**Problem details**
Gather all lines containing the string "Tailwind" and copy them out.

====== Provided entries

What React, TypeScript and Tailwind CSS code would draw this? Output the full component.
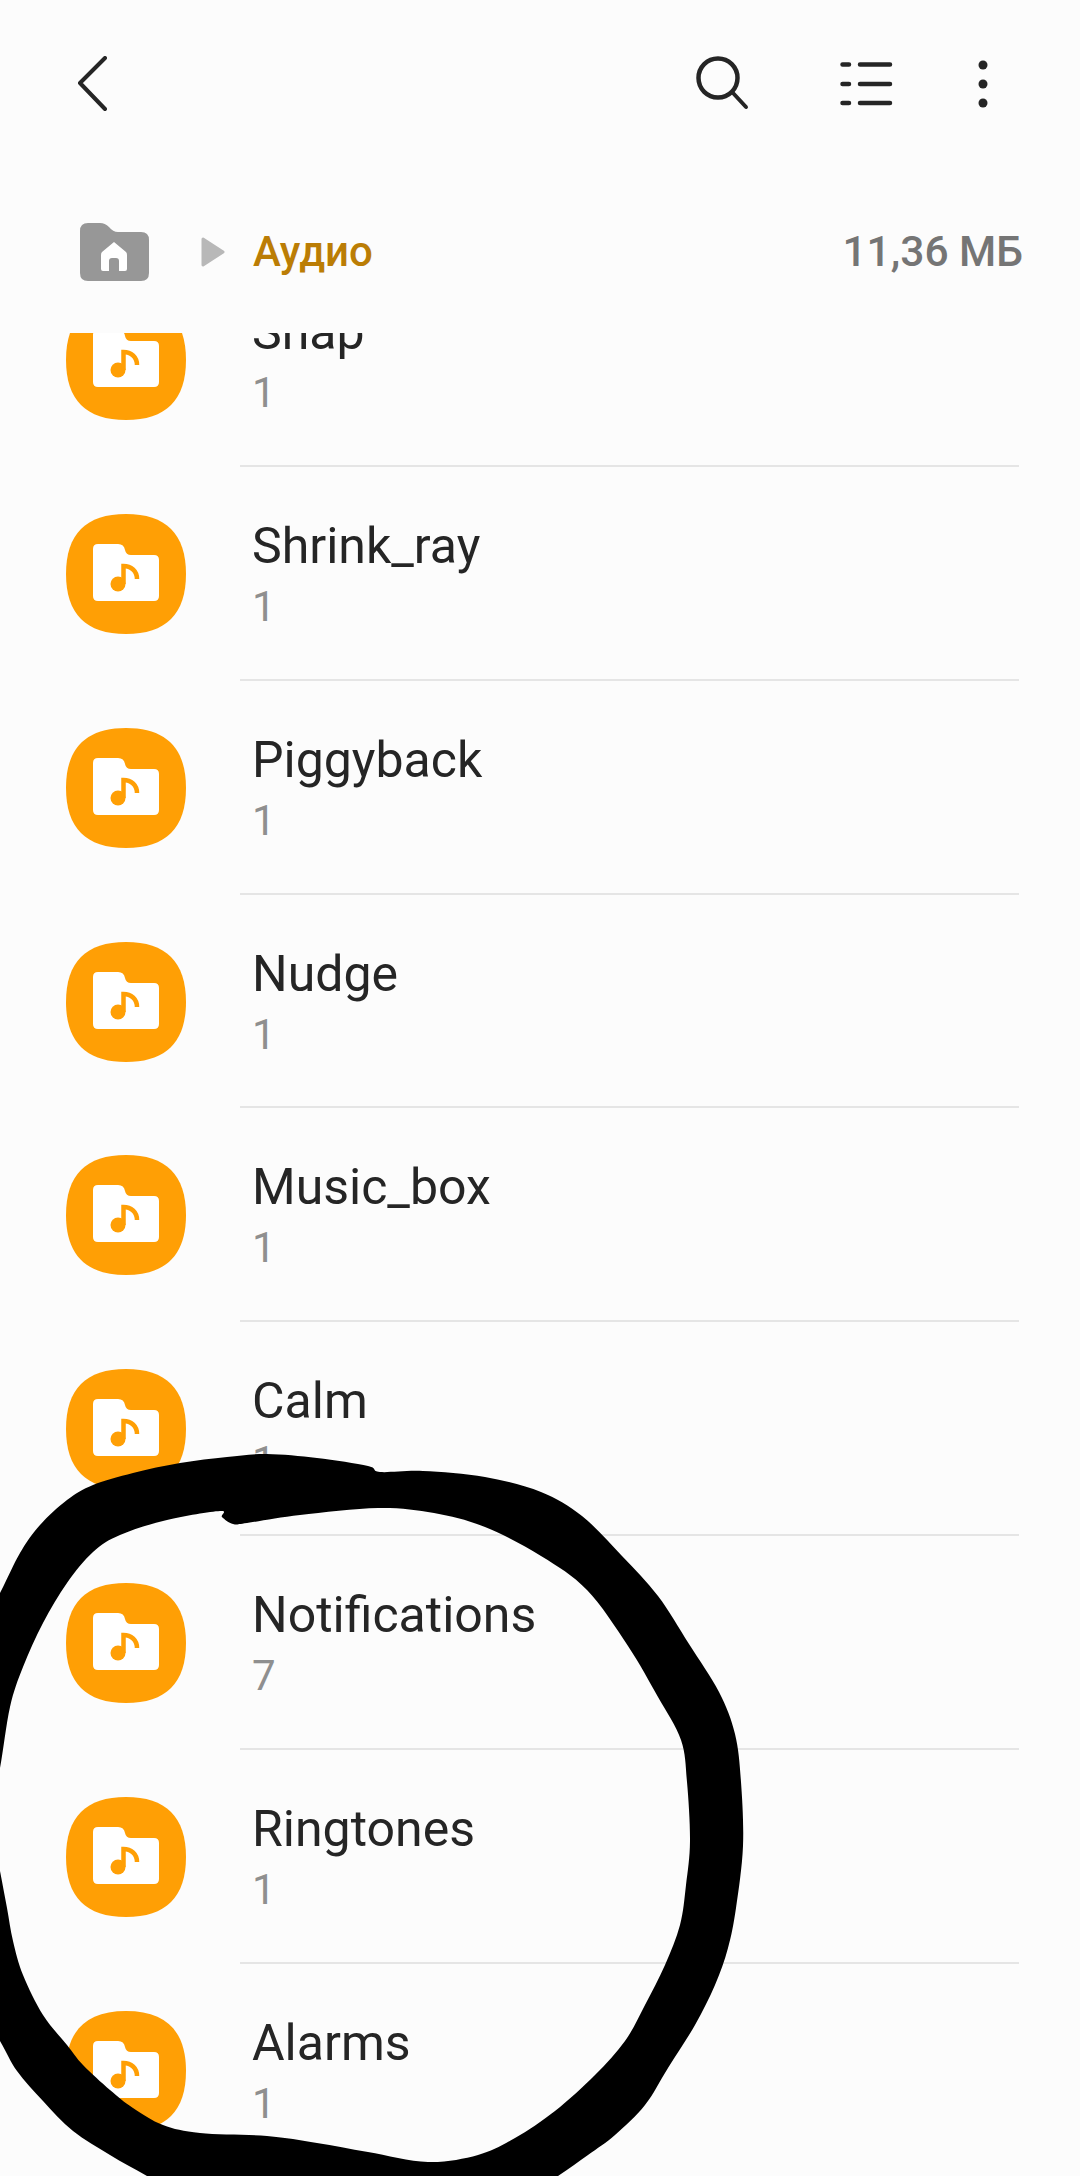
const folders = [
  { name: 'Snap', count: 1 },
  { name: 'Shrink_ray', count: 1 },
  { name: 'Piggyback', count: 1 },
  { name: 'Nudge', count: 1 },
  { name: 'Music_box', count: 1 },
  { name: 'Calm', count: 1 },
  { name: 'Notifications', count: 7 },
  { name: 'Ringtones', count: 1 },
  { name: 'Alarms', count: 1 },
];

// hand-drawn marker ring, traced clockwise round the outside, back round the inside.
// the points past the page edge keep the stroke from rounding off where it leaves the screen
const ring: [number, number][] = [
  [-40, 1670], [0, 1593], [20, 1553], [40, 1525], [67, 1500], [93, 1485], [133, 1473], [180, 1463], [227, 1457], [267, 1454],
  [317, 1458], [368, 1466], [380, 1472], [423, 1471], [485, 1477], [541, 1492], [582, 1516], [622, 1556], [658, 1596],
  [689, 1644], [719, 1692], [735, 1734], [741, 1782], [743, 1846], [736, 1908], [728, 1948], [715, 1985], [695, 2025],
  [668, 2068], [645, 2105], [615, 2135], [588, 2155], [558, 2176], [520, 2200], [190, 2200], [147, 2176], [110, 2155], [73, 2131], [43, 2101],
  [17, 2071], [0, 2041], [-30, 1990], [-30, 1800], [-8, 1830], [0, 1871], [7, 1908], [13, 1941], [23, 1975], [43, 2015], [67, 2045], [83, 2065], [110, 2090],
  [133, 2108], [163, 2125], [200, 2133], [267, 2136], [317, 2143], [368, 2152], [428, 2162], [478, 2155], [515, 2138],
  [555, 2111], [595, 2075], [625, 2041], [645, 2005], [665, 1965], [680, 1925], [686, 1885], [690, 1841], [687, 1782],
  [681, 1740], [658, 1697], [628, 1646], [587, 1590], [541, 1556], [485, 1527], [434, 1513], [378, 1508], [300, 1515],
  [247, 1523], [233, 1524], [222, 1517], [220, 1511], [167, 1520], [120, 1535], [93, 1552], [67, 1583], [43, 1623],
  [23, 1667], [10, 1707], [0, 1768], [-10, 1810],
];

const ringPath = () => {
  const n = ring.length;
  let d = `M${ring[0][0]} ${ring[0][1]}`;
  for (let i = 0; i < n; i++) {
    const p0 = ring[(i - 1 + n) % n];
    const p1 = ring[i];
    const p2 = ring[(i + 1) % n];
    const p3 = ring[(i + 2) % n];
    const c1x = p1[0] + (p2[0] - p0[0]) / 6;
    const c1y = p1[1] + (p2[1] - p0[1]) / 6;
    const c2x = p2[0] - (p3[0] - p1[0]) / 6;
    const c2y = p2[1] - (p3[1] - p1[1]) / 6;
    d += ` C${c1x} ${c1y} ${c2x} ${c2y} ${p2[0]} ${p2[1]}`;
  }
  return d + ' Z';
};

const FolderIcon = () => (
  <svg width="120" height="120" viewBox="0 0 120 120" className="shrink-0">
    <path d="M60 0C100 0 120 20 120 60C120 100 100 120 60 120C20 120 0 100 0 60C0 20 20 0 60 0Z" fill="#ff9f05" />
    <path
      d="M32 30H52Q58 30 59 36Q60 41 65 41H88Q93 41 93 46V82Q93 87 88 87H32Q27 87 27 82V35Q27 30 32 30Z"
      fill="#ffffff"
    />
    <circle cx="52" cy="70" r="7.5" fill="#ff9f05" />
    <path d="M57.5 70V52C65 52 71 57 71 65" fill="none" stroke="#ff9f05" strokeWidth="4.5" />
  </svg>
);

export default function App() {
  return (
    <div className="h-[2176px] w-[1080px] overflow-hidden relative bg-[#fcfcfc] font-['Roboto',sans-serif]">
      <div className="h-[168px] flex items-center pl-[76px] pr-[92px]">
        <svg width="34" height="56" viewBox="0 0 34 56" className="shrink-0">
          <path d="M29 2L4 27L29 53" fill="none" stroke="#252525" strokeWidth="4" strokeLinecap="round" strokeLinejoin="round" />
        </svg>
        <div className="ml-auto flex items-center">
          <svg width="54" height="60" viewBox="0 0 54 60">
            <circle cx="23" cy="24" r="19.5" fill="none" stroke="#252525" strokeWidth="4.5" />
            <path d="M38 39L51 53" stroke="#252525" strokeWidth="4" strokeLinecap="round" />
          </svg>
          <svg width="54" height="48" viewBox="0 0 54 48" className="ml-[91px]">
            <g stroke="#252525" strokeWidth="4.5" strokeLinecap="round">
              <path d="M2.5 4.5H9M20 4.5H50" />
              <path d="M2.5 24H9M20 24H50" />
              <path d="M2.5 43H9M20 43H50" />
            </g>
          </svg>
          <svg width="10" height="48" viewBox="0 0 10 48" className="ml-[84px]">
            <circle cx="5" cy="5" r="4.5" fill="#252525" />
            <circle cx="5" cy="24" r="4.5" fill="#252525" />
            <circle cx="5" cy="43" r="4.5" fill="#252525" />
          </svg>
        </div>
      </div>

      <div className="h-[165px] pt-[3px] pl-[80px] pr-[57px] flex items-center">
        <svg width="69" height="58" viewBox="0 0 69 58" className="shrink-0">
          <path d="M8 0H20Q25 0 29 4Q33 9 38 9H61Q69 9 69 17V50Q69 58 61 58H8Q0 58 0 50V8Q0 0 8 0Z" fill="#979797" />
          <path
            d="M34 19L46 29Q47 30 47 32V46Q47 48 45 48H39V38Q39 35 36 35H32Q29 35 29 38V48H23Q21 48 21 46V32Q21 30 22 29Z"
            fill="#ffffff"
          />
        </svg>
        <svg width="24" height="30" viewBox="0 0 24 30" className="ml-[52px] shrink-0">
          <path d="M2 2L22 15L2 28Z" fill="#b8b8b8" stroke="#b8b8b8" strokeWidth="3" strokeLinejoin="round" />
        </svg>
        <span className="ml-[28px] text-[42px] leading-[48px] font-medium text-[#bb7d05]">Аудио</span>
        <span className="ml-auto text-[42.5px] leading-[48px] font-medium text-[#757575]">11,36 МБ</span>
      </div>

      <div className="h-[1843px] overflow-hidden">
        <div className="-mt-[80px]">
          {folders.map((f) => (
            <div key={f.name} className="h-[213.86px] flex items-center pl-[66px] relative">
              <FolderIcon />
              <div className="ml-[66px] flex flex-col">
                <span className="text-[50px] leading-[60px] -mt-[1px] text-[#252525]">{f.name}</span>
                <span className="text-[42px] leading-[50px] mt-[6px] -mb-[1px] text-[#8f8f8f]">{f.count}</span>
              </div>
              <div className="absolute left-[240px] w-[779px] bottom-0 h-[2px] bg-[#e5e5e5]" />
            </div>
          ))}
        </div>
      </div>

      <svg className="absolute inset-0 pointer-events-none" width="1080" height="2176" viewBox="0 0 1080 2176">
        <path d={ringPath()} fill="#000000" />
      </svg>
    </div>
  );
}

============
====== Provided entries

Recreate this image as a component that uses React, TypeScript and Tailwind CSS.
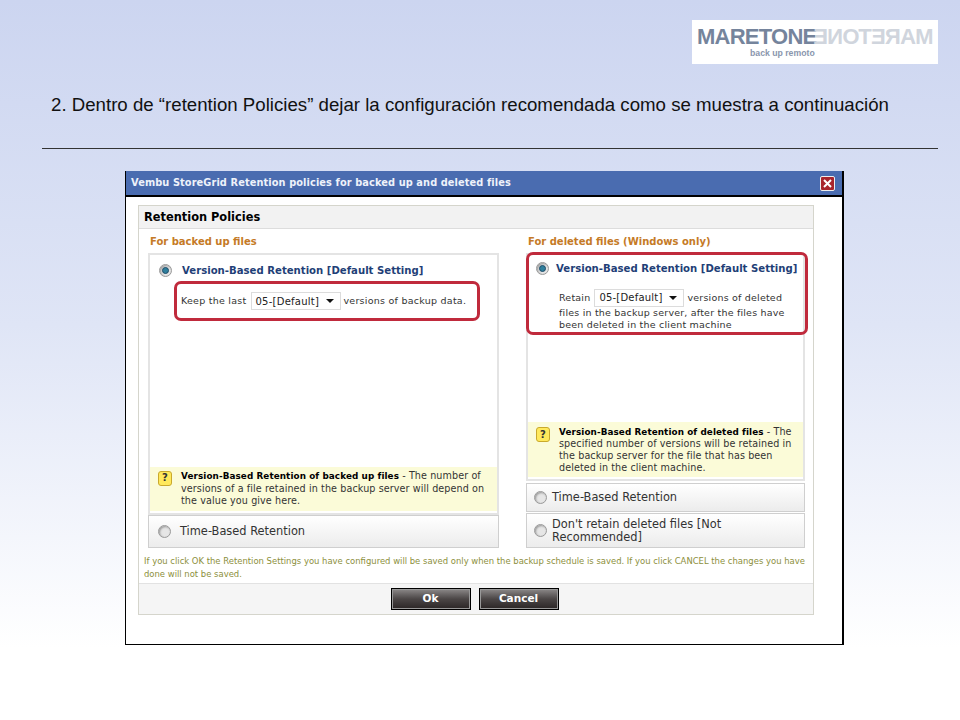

============

**Response to this task**
What React, TypeScript and Tailwind CSS code would draw this? Output the full component.
Recreate this image as a component that uses React, TypeScript and Tailwind CSS.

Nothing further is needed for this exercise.